Holding: The Court held that California’s statute forcing defendants in Alien Land Law prosecutions to prove citizenship violated due process, and it reversed the conspiracy convictions of both the landlord and the tenant.

Real World Impact:
  • Prevents states from forcing defendants to prove citizenship in similar criminal land prosecutions.
  • Makes it harder to convict landlords for conspiracy without proof of guilty knowledge.
  • Reverses convictions and sends cases back for further proceedings consistent with the opinion.
Topics: immigration and citizenship, racial restrictions, property and land use, criminal burden of proof

Summary

Background

Two men, a landlord named Morrison and a tenant named Doi, were convicted of conspiring to violate California’s Alien Land Law after Doi occupied and farmed land. The state’s indictment alleged that Doi was Japanese and ineligible for U.S. citizenship, but the state did not prove his noncitizen status. California statutes (§9a and a new civil-procedure section) required a defendant to prove citizenship or eligibility once the state had shown possession or use of land and alleged alienage. At trial (with no jury) both men were found guilty, sentenced but placed on probation, and state courts affirmed the convictions.

Reasoning

The Court examined whether it was fair to force defendants to prove citizenship in this criminal setting.
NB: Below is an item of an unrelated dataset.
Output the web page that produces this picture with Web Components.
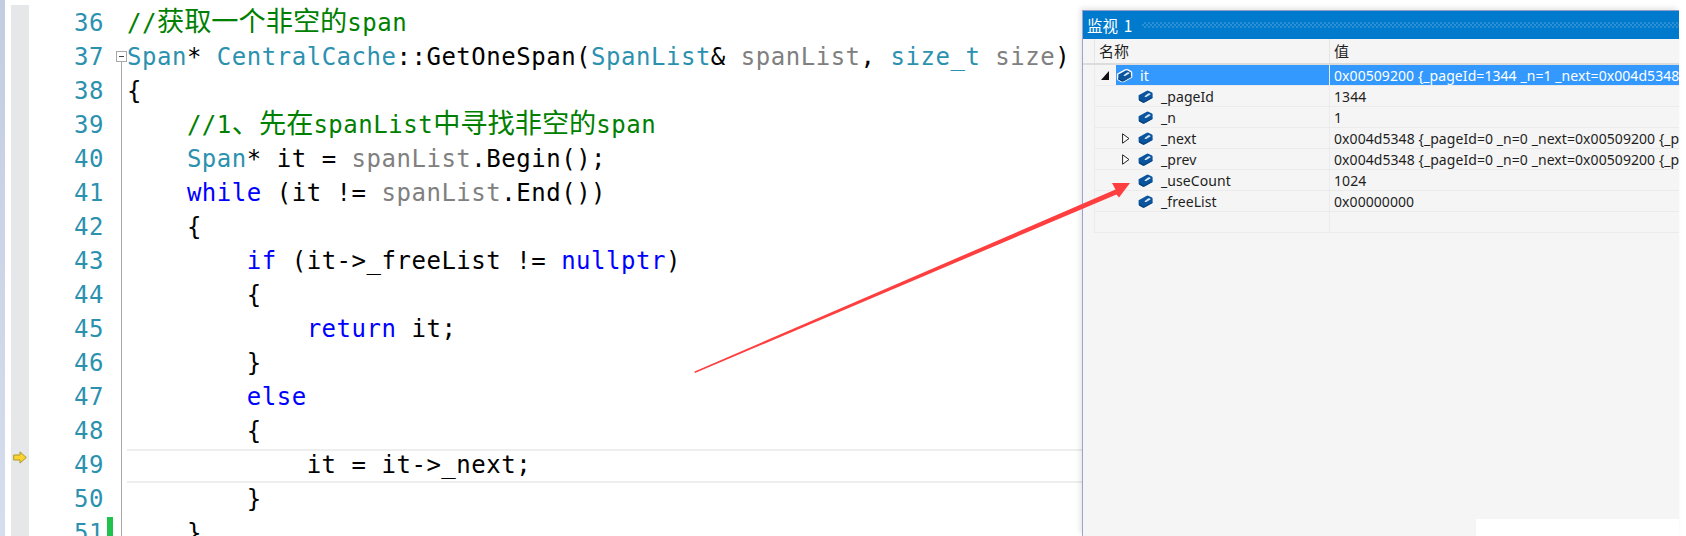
<!DOCTYPE html>
<html lang="zh-CN">
<head>
<meta charset="utf-8">
<title>监视</title>
<style>
html,body{margin:0;padding:0;background:#fff;overflow:hidden;height:536px}
</style>
</head>
<body>
<ide-screen>
  <code-editor slot="editor">
    <code-line n="36"><c-t k="cm">//<c-t k="cn">获取一个非空的</c-t>span</c-t></code-line>
    <code-line n="37" fold="start"><c-t k="ty">Span</c-t>* <c-t k="ty">CentralCache</c-t>::GetOneSpan(<c-t k="ty">SpanList</c-t>&amp; <c-t k="pa">spanList</c-t>, <c-t k="ty">size_t</c-t> <c-t k="pa">size</c-t>)</code-line>
    <code-line n="38" fold="mid">{</code-line>
    <code-line n="39" fold="mid">    <c-t k="cm">//1<c-t k="cn">、先在</c-t>spanList<c-t k="cn">中寻找非空的</c-t>span</c-t></code-line>
    <code-line n="40" fold="mid">    <c-t k="ty">Span</c-t>* it = <c-t k="pa">spanList</c-t>.Begin();</code-line>
    <code-line n="41" fold="mid">    <c-t k="kw">while</c-t> (it != <c-t k="pa">spanList</c-t>.End())</code-line>
    <code-line n="42" fold="mid">    {</code-line>
    <code-line n="43" fold="mid">        <c-t k="kw">if</c-t> (it-&gt;_freeList != <c-t k="kw">nullptr</c-t>)</code-line>
    <code-line n="44" fold="mid">        {</code-line>
    <code-line n="45" fold="mid">            <c-t k="kw">return</c-t> it;</code-line>
    <code-line n="46" fold="mid">        }</code-line>
    <code-line n="47" fold="mid">        <c-t k="kw">else</c-t></code-line>
    <code-line n="48" fold="mid">        {</code-line>
    <code-line n="49" fold="mid" current>            it = it-&gt;_next;</code-line>
    <code-line n="50" fold="mid">        }</code-line>
    <code-line n="51" fold="mid" changed>    }</code-line>
  </code-editor>
  <watch-panel slot="panel" caption="监视 1">
    <watch-row depth="0" state="open" selected name="it" value="0x00509200 {_pageId=1344 _n=1 _next=0x004d5348"></watch-row>
    <watch-row depth="1" name="_pageId" value="1344"></watch-row>
    <watch-row depth="1" name="_n" value="1"></watch-row>
    <watch-row depth="1" state="closed" name="_next" value="0x004d5348 {_pageId=0 _n=0 _next=0x00509200 {_p"></watch-row>
    <watch-row depth="1" state="closed" name="_prev" value="0x004d5348 {_pageId=0 _n=0 _next=0x00509200 {_p"></watch-row>
    <watch-row depth="1" name="_useCount" value="1024"></watch-row>
    <watch-row depth="1" name="_freeList" value="0x00000000"></watch-row>
    <watch-row empty></watch-row>
  </watch-panel>
  <red-arrow slot="overlay"></red-arrow>
</ide-screen>
<script>
function define(name, css, html, setup){
  customElements.define(name, class extends HTMLElement{
    constructor(){
      super();
      this.attachShadow({mode:'open'}).innerHTML='<style>'+css+'</style>'+(html||'');
    }
    connectedCallback(){ if(setup) setup.call(this,this.shadowRoot); }
  });
}
define('ide-screen',`
  :host{display:flex;position:relative;width:1686px;height:536px;overflow:hidden;background:#fff}
  ::slotted([slot=editor]){flex:0 0 1082px}
  ::slotted([slot=panel]){flex:0 0 597px}
`,`<slot name="editor"></slot><slot name="panel"></slot><slot name="overlay"></slot>`);

define('code-editor',`
  :host{display:flex;height:536px;overflow:hidden;background:#fff;
    font-family:"DejaVu Sans Mono","Noto Sans CJK SC",monospace;font-size:24px;letter-spacing:.52px;color:#000}
  .strip{flex:0 0 5px;background:linear-gradient(#c3cde1,#d6deed)}
  .gap{flex:0 0 6px}
  .margin{flex:0 0 18px;box-sizing:border-box;margin-top:5px;padding-top:446px;background:#e6e7e8;display:flex;justify-content:center;align-items:flex-start}
  .lines{flex:1;min-width:0;padding-top:7px;display:flex;flex-direction:column}
  svg{display:block}
`,`<div class="strip"></div><div class="gap"></div>
<div class="margin"><svg width="14" height="13" viewBox="0 0 14 13"><path d="M.7 4H7V.9L13.3 6.5 7 12.1V9H.7Z" fill="#fdd22e" stroke="#a89a2a" stroke-width="1"/></svg></div>
<div class="lines"><slot></slot></div>`);

define('code-line',`
  :host{display:grid;grid-template-columns:75px 3px 6px 14px 955px;height:34px;line-height:32px;flex:none;white-space:pre}
  .num{color:#2b91af;text-align:right}
  .chg.on{background:#1ec24c}
  .fold{position:relative}
  .fold.mid{background:linear-gradient(#a8a8a8,#a8a8a8) 8px 0/1px 100% no-repeat}
  .fold.start{background:linear-gradient(#a8a8a8,#a8a8a8) 8px 21px/1px 13px no-repeat}
  .box{position:absolute;left:3px;top:10px;width:9px;height:9px;border:1px solid #a8a8a8;background:#fff;box-sizing:content-box}
  .box::after{content:"";position:absolute;left:2px;right:2px;top:4px;height:1px;background:#444}
  .code{overflow:hidden;box-sizing:border-box;height:34px}
  .code.cur{border-top:2px solid #eeeeee;border-bottom:2px solid #eeeeee;line-height:28px}
`,`<div class="num"></div><div></div><div class="chg"></div><div class="fold"></div><div class="code"><slot></slot></div>`,
function(r){
  r.querySelector('.num').textContent=this.getAttribute('n');
  const f=this.getAttribute('fold'),fd=r.querySelector('.fold');
  if(f){fd.classList.add(f); if(f==='start')fd.innerHTML='<div class="box"></div>';}
  if(this.hasAttribute('changed'))r.querySelector('.chg').classList.add('on');
  if(this.hasAttribute('current'))r.querySelector('.code').classList.add('cur');
});

define('c-t',`
  :host{display:inline}
  :host([k=kw]){color:#0000ff}
  :host([k=ty]){color:#2b91af}
  :host([k=pa]){color:#808080}
  :host([k=cm]){color:#008000}
  :host([k=cn]){font-family:"Noto Sans CJK SC",sans-serif;font-size:27.2px;letter-spacing:0;line-height:0}
`,`<slot></slot>`);

define('watch-panel',`
  :host{display:flex;flex-direction:column;position:relative;box-sizing:border-box;height:526px;margin-top:10px;
    background:#f5f5f5;border-left:1px solid #9ba3cc;border-top:1px solid #8f9bc9;
    box-shadow:-2px -2px 5px rgba(0,0,0,.10);
    font-family:"Noto Sans","Noto Sans CJK SC",sans-serif;font-size:14px;letter-spacing:.07px;color:#1e1e1e}
  .title{flex:0 0 28px;background:#007acc;color:#fff;display:flex;align-items:center;padding-left:4px;gap:10px;font-family:"Noto Sans CJK SC",sans-serif;font-size:15.5px;word-spacing:2px;overflow:hidden}
  .title span{white-space:nowrap}
  .dots{flex:1;height:6px;background:repeating-conic-gradient(#2d8fd3 0 25%,#007acc 0 50%) 0 0/4px 4px}
  .head{flex:0 0 25px;box-sizing:border-box;display:grid;grid-template-columns:11px 235px 1px 1fr;border-bottom:2px solid #dcdcdc;font-family:"Noto Sans CJK SC",sans-serif;font-size:15px;line-height:24px}
  .head .n{border-left:1px solid #e6e6e6;padding-left:4px}
  .head .s{background:#e6e6e6}
  .head .v{padding-left:4px}
  .patch{position:absolute;left:393px;top:508px;width:203px;height:17px;background:#fff}
`,`<div class="title"><span></span><div class="dots"></div></div>
<div class="head"><div></div><div class="n">名称</div><div class="s"></div><div class="v">值</div></div>
<slot></slot><div class="patch"></div>`,
function(r){ r.querySelector('.title span').textContent=this.getAttribute('caption'); });

define('watch-row',`
  :host{display:grid;grid-template-columns:11px 235px 1px 1fr;height:21px;flex:none;line-height:22px;white-space:nowrap;overflow:hidden}
  .name{display:flex;box-sizing:border-box;border-left:1px solid #ebebeb;border-bottom:1px solid #ebebeb;min-width:0;height:21px}
  .exp{flex:0 0 8px;margin-right:7px;display:flex;align-items:center}
  .sel{flex:1;display:flex;align-items:center;padding-left:1px;min-width:0}
  .lab{height:20px}
  .sep{background:#ebebeb}
  .val{box-sizing:border-box;border-bottom:1px solid #ebebeb;padding-left:4px;overflow:hidden;height:21px}
  cube-icon{margin-right:8px}
  :host([selected]) .sel,:host([selected]) .val{background:#3399ff;color:#fff}
  svg{display:block}
`,`<div></div><div class="name"><div class="exp"></div><div class="sel"><span class="lab"></span></div></div><div class="sep"></div><div class="val"></div>`,
function(r){
  if(this.hasAttribute('empty'))return;
  r.querySelector('.name').style.paddingLeft=(6+21*(+this.getAttribute('depth')))+'px';
  r.querySelector('.lab').textContent=this.getAttribute('name');
  r.querySelector('.val').textContent=this.getAttribute('value');
  const ic=document.createElement('cube-icon');
  if(this.hasAttribute('selected'))ic.setAttribute('outlined','');
  r.querySelector('.sel').prepend(ic);
  const s=this.getAttribute('state'),e=r.querySelector('.exp');
  if(s==='open')e.innerHTML='<svg width="8" height="9" viewBox="0 0 8 9"><path d="M8 0V9H0Z" fill="#111"/></svg>';
  if(s==='closed')e.innerHTML='<svg width="8" height="11" viewBox="0 0 8 11"><path d="M.6.8 7 5.5.6 10.2Z" fill="#fff" stroke="#222" stroke-width="1"/></svg>';
});

define('cube-icon',`
  :host{display:block;flex:none;width:15px;height:13px}
  svg{display:block;overflow:visible}
  :host([outlined]) .o{stroke:#fff;stroke-width:1.4}
`,`<svg width="15" height="13" viewBox="0 0 15 13">
  <path class="o" d="M.6 5.2 8.4.9Q9.6.3 10.9.9L14 2.6Q14.6 3 14.6 3.8V8L6.9 12.3Q5.6 13 4.2 12.3L1.2 10.6Q.6 10.2.6 9.5Z" fill="#0b559f"/>
  <path d="M6.5 6.2 10 3.6Q11 3 12 3.5L12.5 4Q12.7 4.4 12 4.8L8.6 6.8Q7.8 7.2 7 6.9Z" fill="#d6e7f7"/>
  <path d="M1 9 6 11.6 14.4 7.2V8L6.9 12.3Q5.6 13 4.2 12.3L1.2 10.6Z" fill="#08407c"/>
</svg>`);

define('red-arrow',`
  :host{position:absolute;left:0;top:0;width:1686px;height:536px;pointer-events:none}
  svg{display:block}
`,`<svg width="1686" height="536" viewBox="0 0 1686 536"><path d="M694.5 371.5 1115.5 189.5 1112 183 1130 183 1119 197.5 1116.5 194.5 695 373Z" fill="#ff3f3f"/></svg>`);
</script>
</body>
</html>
Justice Cardozo explained that mere possession or use of agricultural land, by itself, gives no clear hint of criminal intent. Conspiracy requires guilty knowledge by each participant, and it is often impossible for a landlord to know a tenant’s racial background or citizenship. Shifting the burden to defendants in these circumstances risks convicting innocent people, especially those whose racial origins are mixed or not apparent. The Court distinguished an earlier decision upholding a related provision (§9b) and concluded §9a’s burden-shifting in criminal cases went too far.

Real world impact

The Court reversed the convictions and sent the case back for further proceedings consistent with its opinion. The ruling prevents the state from sustaining a criminal conviction based merely on the statutory presumption that a person occupying land is ineligible for citizenship without requiring the state to prove the ineligibility and the conspiratorial knowledge of each defendant. The Court left open questions about civil cases under the same law.